American grocery store chain

Super Saver is a chain of grocery stores owned and operated by B&R Stores, Inc. It is a low-price grocer in Nebraska corporation that operates exclusively in the retail grocery industry and has its corporate headquarters in Lincoln, Nebraska, United States.

==History==
The first B&R Stores-owned Super Saver store was opened in 1984 at 48th & O Streets in Lincoln. At the time of its opening, it was the largest retail grocery store in the state in terms of square footage (60,000 square feet). In 1988 a second Super Saver was opened with 70000 sqft at 27th & Cornhusker Highway, and a third store was opened in July 1991 at 56th & Highway 2. In 1993, the Company opened a store in Council Bluffs, Iowa, marking Super Saver's entrance into a market outside Lincoln.
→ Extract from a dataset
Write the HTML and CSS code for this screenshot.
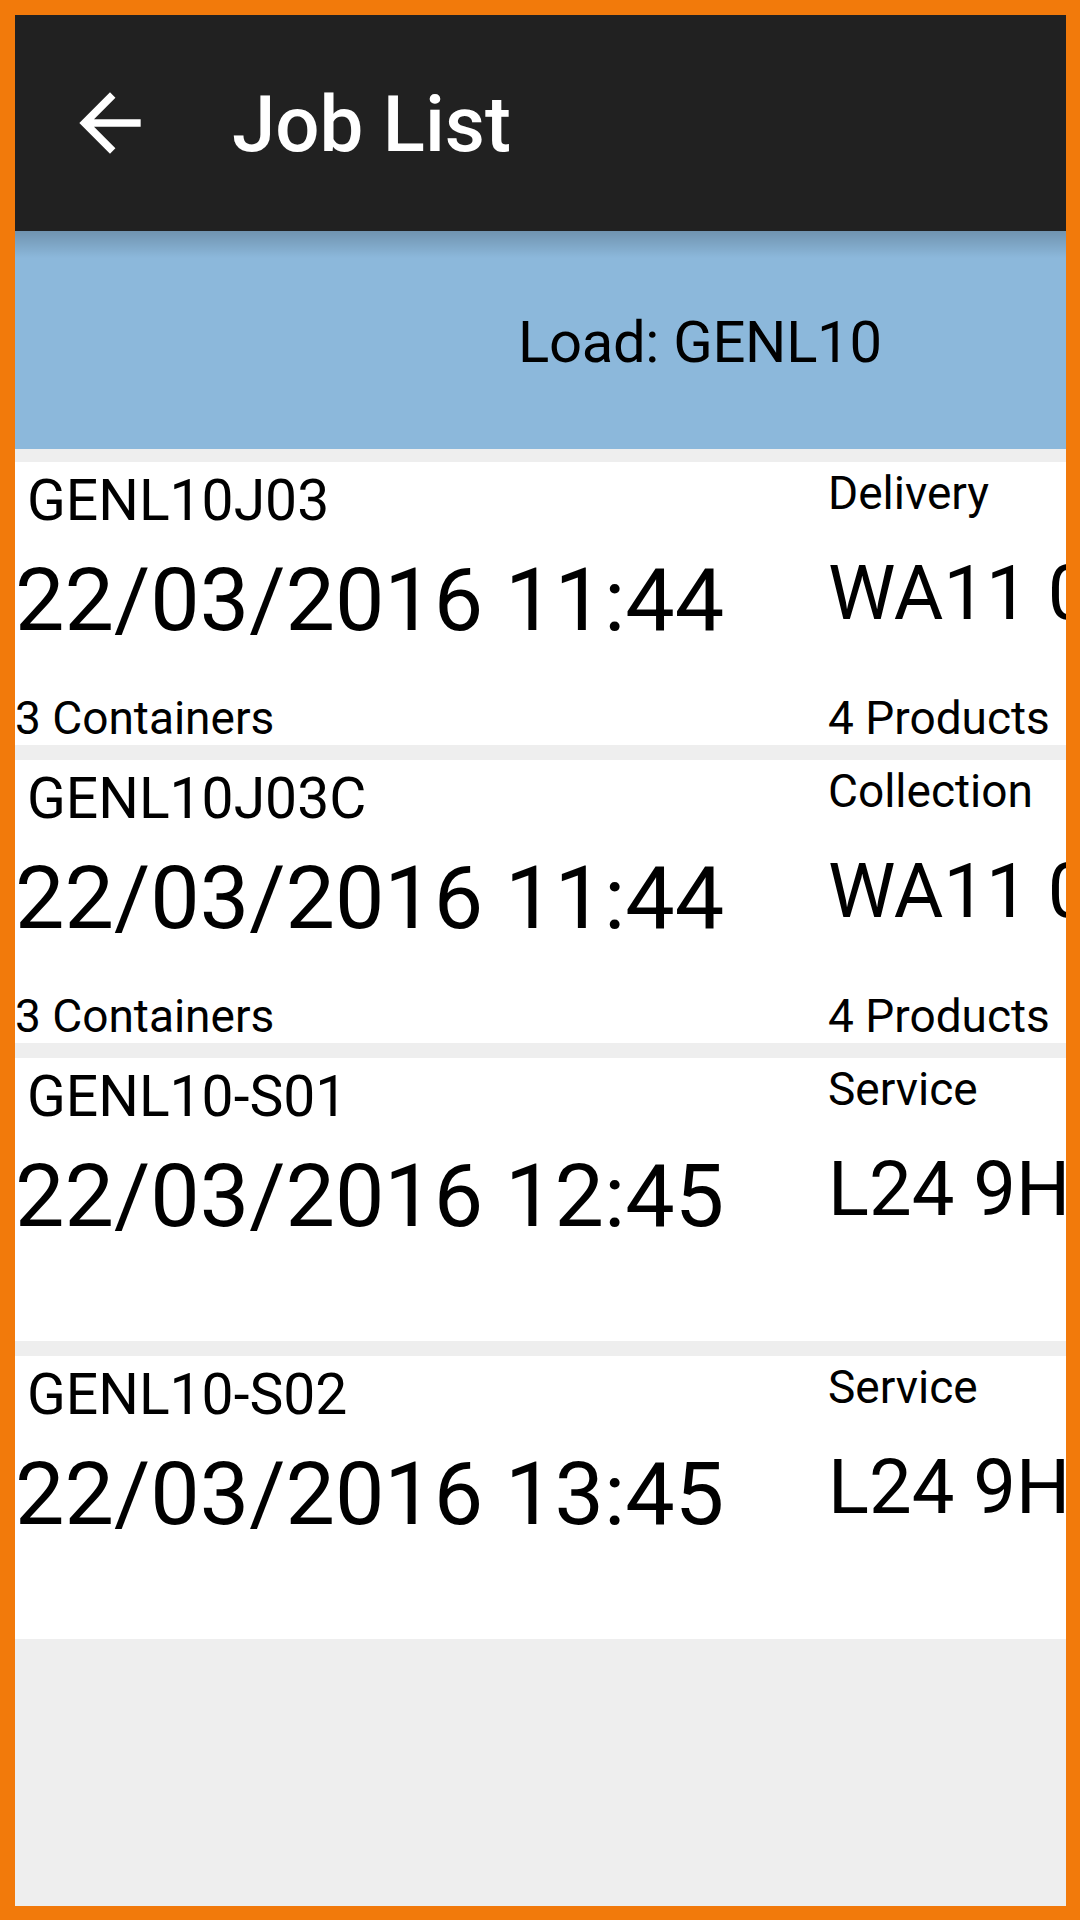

Growth continued for the Super Saver concept, and in 1999 B&R Stores purchased the Food-4-Less store in Columbus, Nebraska and the Festival of Foods store in Grand Island, Nebraska. A new Super Saver store at 27th & Pine Lake Road in Lincoln was completed in October 1999. An Omaha, Nebraska-area location was added in June 2000 with the opening of B&R's largest store, an 83000 sqft Super Saver at 144th & Stony Brook Boulevard in Millard, Nebraska.

A new location was opened in Omaha, Nebraska in March 2025.